- _Stated problem_: Copy each line of the data below exactly, leaving out pictures.
[BEGIN]
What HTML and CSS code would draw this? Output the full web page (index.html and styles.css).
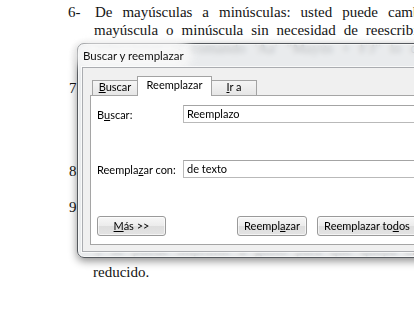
FILE: index.html
```html
<!DOCTYPE html>
<html lang="es">
<head>
<meta charset="utf-8">
<title>Buscar y reemplazar</title>
<link rel="stylesheet" href="styles.css">
</head>
<body>
<div class="doc">
  <div class="item i6">
    <span class="num">6-</span>
    <div class="body">
      <div class="line l1">De mayúsculas a minúsculas: usted puede cambiar un texto de</div>
      <div class="line l2">mayúscula o minúscula sin necesidad de reescribirlo, sólo debe</div>
      <div class="line l3">seleccionar el comando 'Aa' "Mayús + F3" lo que convertirá el texto</div>
    </div>
  </div>
  <div class="item i7">
    <span class="num">7</span>
    <div class="body"><div class="line">Buscar y reemplazar: permite encontrar una palabra dentro del texto</div></div>
  </div>
  <div class="item i8">
    <span class="num">8</span>
    <div class="body"><div class="line">Reemplazar con: escribir la palabra que sustituye a la anterior</div></div>
  </div>
  <div class="item i9">
    <span class="num">9</span>
    <div class="body">
      <div class="line">Tamaño de fuente: sirve para que el texto sea de mayor tamaño o</div>
      <div class="line">de menor tamaño, según lo que se necesite en el documento, o</div>
      <div class="line">y se puede imprimir a gusto para que quepa en un espacio</div>
      <div class="line last">reducido.</div>
    </div>
  </div>
</div>

<div class="dialog">
  <div class="titlebar"><span class="title">Buscar y reemplazar</span></div>
  <div class="frame">
    <div class="tabs">
      <div class="tab t-buscar"><u>B</u>uscar</div>
      <div class="tab t-reemplazar active">Reemplazar</div>
      <div class="tab t-ira"><u>I</u>r a</div>
    </div>
    <div class="panel">
      <div class="row row-find">
        <label class="label">B<u>u</u>scar:</label>
        <div class="input">Reemplazo</div>
      </div>
      <div class="row row-replace">
        <label class="label">Reempla<u>z</u>ar con:</label>
        <div class="input">de texto</div>
      </div>
      <div class="buttons">
        <div class="btn b-mas"><u>M</u>ás &gt;&gt;</div>
        <div class="btn b-reemplazar">Reempl<u>a</u>zar</div>
        <div class="btn b-todos">Reemplazar to<u>d</u>os</div>
      </div>
    </div>
  </div>
</div>
</body>
</html>
```

FILE: styles.css
```css
html, body {
  margin: 0;
  padding: 0;
  width: 414px;
  height: 314px;
  overflow: hidden;
  background: #ffffff;
}

body {
  position: relative;
  font-family: "Liberation Serif", "Times New Roman", serif;
  font-size: 15px;
  line-height: 18px;
  color: #141414;
}

/* document behind the dialog */
.doc {
  padding: 3px 0 0 68px;
}

.item {
  display: flex;
}

.num {
  flex: none;
  width: 27px;
}

.i7 .num, .i8 .num, .i9 .num {
  padding-left: 1px;
  width: 26px;
}

.body {
  flex: none;
}

.line {
  white-space: nowrap;
  word-spacing: 5px;
}

.l1 {
  word-spacing: 6.2px;
}

.l2 {
  margin-left: -1px;
  word-spacing: 4.2px;
}

.i7 { margin-top: 22px; }
.i8 { margin-top: 65px; }
.i9 {
  margin-top: 17px;
  line-height: 21.67px;
}

.last {
  margin-left: -2px;
}

/* dialog window */
.dialog {
  position: absolute;
  left: 77px;
  top: 43px;
  width: 350px;
  height: 215px;
  box-sizing: border-box;
  border: 1px solid #55595e;
  border-radius: 7px 0 0 7px;
  background: rgba(228, 230, 232, 0.8);
  backdrop-filter: blur(2.5px);
  -webkit-backdrop-filter: blur(2.5px);
  box-shadow: 0 3px 8px rgba(0, 0, 0, 0.45), inset 0 0 0 1px rgba(255, 255, 255, 0.6);
  padding: 0 0 5px 4px;
  display: flex;
  flex-direction: column;
  font-family: Lato, "Noto Sans", sans-serif;
  font-size: 11px;
  line-height: 13px;
  color: #000000;
}

.titlebar {
  height: 23px;
  flex: none;
  display: flex;
  align-items: center;
  padding-left: 1px;
}

.title {
  font-size: 11.5px;
  color: #111111;
  background: rgba(248, 248, 248, 0.9);
  box-shadow: 0 0 8px 8px rgba(248, 248, 248, 0.9);
  border-radius: 8px;
}

.frame {
  flex: 1;
  display: flex;
  flex-direction: column;
  border: 1px solid #aaacb0;
  border-right: none;
  background: #f0f0f0;
  padding: 8px 0 6px 7px;
  box-shadow: 0 0 0 1px rgba(255, 255, 255, 0.7);
}

.tabs {
  flex: none;
  height: 19px;
  display: flex;
  align-items: flex-end;
  padding-left: 2px;
  position: relative;
  z-index: 1;
}

.tab {
  box-sizing: border-box;
  height: 15px;
  line-height: 12px;
  text-align: center;
  border: 1px solid #a3a3a3;
  border-bottom: none;
  background: linear-gradient(#f5f5f5, #e6e6e6);
  color: #000000;
}

.t-buscar { width: 45px; border-right: none; }
.t-reemplazar { width: 75px; }
.t-ira { width: 45px; border-left: none; }

.tab.active {
  height: 20px;
  margin-bottom: -1px;
  padding-top: 2px;
  background: #ffffff;
}

.panel {
  flex: 1;
  background: #ffffff;
  border: 1px solid #a5a5a5;
  border-right: none;
  padding: 9px 0 0 6px;
  display: flex;
  flex-direction: column;
}

.row {
  display: flex;
  align-items: center;
  height: 18px;
}

.row-replace {
  margin-top: 37px;
}

.label {
  width: 86px;
  flex: none;
}

.input {
  box-sizing: border-box;
  width: 260px;
  height: 18px;
  line-height: 16px;
  border: 1px solid #b9b9b9;
  border-top-color: #a4a4a4;
  padding-left: 3px;
  background: #ffffff;
}

.buttons {
  display: flex;
  margin-top: 38px;
}

.btn {
  box-sizing: border-box;
  height: 20px;
  line-height: 18px;
  text-align: center;
  border: 1px solid #9a9a9a;
  border-radius: 3px;
  background: linear-gradient(#f7f7f7 0%, #ececec 48%, #dedede 52%, #e3e3e3 100%);
  box-shadow: inset 0 0 0 1px rgba(255, 255, 255, 0.6);
}

.b-mas { width: 69px; }
.b-reemplazar { width: 70px; margin-left: 71px; }
.b-todos { width: 100px; margin-left: 10px; }
```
[END]
- _Reply to the task_:
What HTML and CSS code would draw this? Output the full web page (index.html and styles.css).
FILE: index.html
```html
<!DOCTYPE html>
<html lang="es">
<head>
<meta charset="utf-8">
<title>Buscar y reemplazar</title>
<link rel="stylesheet" href="styles.css">
</head>
<body>
<div class="doc">
  <div class="item i6">
    <span class="num">6-</span>
    <div class="body">
      <div class="line l1">De mayúsculas a minúsculas: usted puede cambiar un texto de</div>
      <div class="line l2">mayúscula o minúscula sin necesidad de reescribirlo, sólo debe</div>
      <div class="line l3">seleccionar el comando 'Aa' "Mayús + F3" lo que convertirá el texto</div>
    </div>
  </div>
  <div class="item i7">
    <span class="num">7</span>
    <div class="body"><div class="line">Buscar y reemplazar: permite encontrar una palabra dentro del texto</div></div>
  </div>
  <div class="item i8">
    <span class="num">8</span>
    <div class="body"><div class="line">Reemplazar con: escribir la palabra que sustituye a la anterior</div></div>
  </div>
  <div class="item i9">
    <span class="num">9</span>
    <div class="body">
      <div class="line">Tamaño de fuente: sirve para que el texto sea de mayor tamaño o</div>
      <div class="line">de menor tamaño, según lo que se necesite en el documento, o</div>
      <div class="line">y se puede imprimir a gusto para que quepa en un espacio</div>
      <div class="line last">reducido.</div>
    </div>
  </div>
</div>

<div class="dialog">
  <div class="titlebar"><span class="title">Buscar y reemplazar</span></div>
  <div class="frame">
    <div class="tabs">
      <div class="tab t-buscar"><u>B</u>uscar</div>
      <div class="tab t-reemplazar active">Reemplazar</div>
      <div class="tab t-ira"><u>I</u>r a</div>
    </div>
    <div class="panel">
      <div class="row row-find">
        <label class="label">B<u>u</u>scar:</label>
        <div class="input">Reemplazo</div>
      </div>
      <div class="row row-replace">
        <label class="label">Reempla<u>z</u>ar con:</label>
        <div class="input">de texto</div>
      </div>
      <div class="buttons">
        <div class="btn b-mas"><u>M</u>ás &gt;&gt;</div>
        <div class="btn b-reemplazar">Reempl<u>a</u>zar</div>
        <div class="btn b-todos">Reemplazar to<u>d</u>os</div>
      </div>
    </div>
  </div>
</div>
</body>
</html>
```

FILE: styles.css
```css
html, body {
  margin: 0;
  padding: 0;
  width: 414px;
  height: 314px;
  overflow: hidden;
  background: #ffffff;
}

body {
  position: relative;
  font-family: "Liberation Serif", "Times New Roman", serif;
  font-size: 15px;
  line-height: 18px;
  color: #141414;
}

/* document behind the dialog */
.doc {
  padding: 3px 0 0 68px;
}

.item {
  display: flex;
}

.num {
  flex: none;
  width: 27px;
}

.i7 .num, .i8 .num, .i9 .num {
  padding-left: 1px;
  width: 26px;
}

.body {
  flex: none;
}

.line {
  white-space: nowrap;
  word-spacing: 5px;
}

.l1 {
  word-spacing: 6.2px;
}

.l2 {
  margin-left: -1px;
  word-spacing: 4.2px;
}

.i7 { margin-top: 22px; }
.i8 { margin-top: 65px; }
.i9 {
  margin-top: 17px;
  line-height: 21.67px;
}

.last {
  margin-left: -2px;
}

/* dialog window */
.dialog {
  position: absolute;
  left: 77px;
  top: 43px;
  width: 350px;
  height: 215px;
  box-sizing: border-box;
  border: 1px solid #55595e;
  border-radius: 7px 0 0 7px;
  background: rgba(228, 230, 232, 0.8);
  backdrop-filter: blur(2.5px);
  -webkit-backdrop-filter: blur(2.5px);
  box-shadow: 0 3px 8px rgba(0, 0, 0, 0.45), inset 0 0 0 1px rgba(255, 255, 255, 0.6);
  padding: 0 0 5px 4px;
  display: flex;
  flex-direction: column;
  font-family: Lato, "Noto Sans", sans-serif;
  font-size: 11px;
  line-height: 13px;
  color: #000000;
}

.titlebar {
  height: 23px;
  flex: none;
  display: flex;
  align-items: center;
  padding-left: 1px;
}

.title {
  font-size: 11.5px;
  color: #111111;
  background: rgba(248, 248, 248, 0.9);
  box-shadow: 0 0 8px 8px rgba(248, 248, 248, 0.9);
  border-radius: 8px;
}

.frame {
  flex: 1;
  display: flex;
  flex-direction: column;
  border: 1px solid #aaacb0;
  border-right: none;
  background: #f0f0f0;
  padding: 8px 0 6px 7px;
  box-shadow: 0 0 0 1px rgba(255, 255, 255, 0.7);
}

.tabs {
  flex: none;
  height: 19px;
  display: flex;
  align-items: flex-end;
  padding-left: 2px;
  position: relative;
  z-index: 1;
}

.tab {
  box-sizing: border-box;
  height: 15px;
  line-height: 12px;
  text-align: center;
  border: 1px solid #a3a3a3;
  border-bottom: none;
  background: linear-gradient(#f5f5f5, #e6e6e6);
  color: #000000;
}

.t-buscar { width: 45px; border-right: none; }
.t-reemplazar { width: 75px; }
.t-ira { width: 45px; border-left: none; }

.tab.active {
  height: 20px;
  margin-bottom: -1px;
  padding-top: 2px;
  background: #ffffff;
}

.panel {
  flex: 1;
  background: #ffffff;
  border: 1px solid #a5a5a5;
  border-right: none;
  padding: 9px 0 0 6px;
  display: flex;
  flex-direction: column;
}

.row {
  display: flex;
  align-items: center;
  height: 18px;
}

.row-replace {
  margin-top: 37px;
}

.label {
  width: 86px;
  flex: none;
}

.input {
  box-sizing: border-box;
  width: 260px;
  height: 18px;
  line-height: 16px;
  border: 1px solid #b9b9b9;
  border-top-color: #a4a4a4;
  padding-left: 3px;
  background: #ffffff;
}

.buttons {
  display: flex;
  margin-top: 38px;
}

.btn {
  box-sizing: border-box;
  height: 20px;
  line-height: 18px;
  text-align: center;
  border: 1px solid #9a9a9a;
  border-radius: 3px;
  background: linear-gradient(#f7f7f7 0%, #ececec 48%, #dedede 52%, #e3e3e3 100%);
  box-shadow: inset 0 0 0 1px rgba(255, 255, 255, 0.6);
}

.b-mas { width: 69px; }
.b-reemplazar { width: 70px; margin-left: 71px; }
.b-todos { width: 100px; margin-left: 10px; }
```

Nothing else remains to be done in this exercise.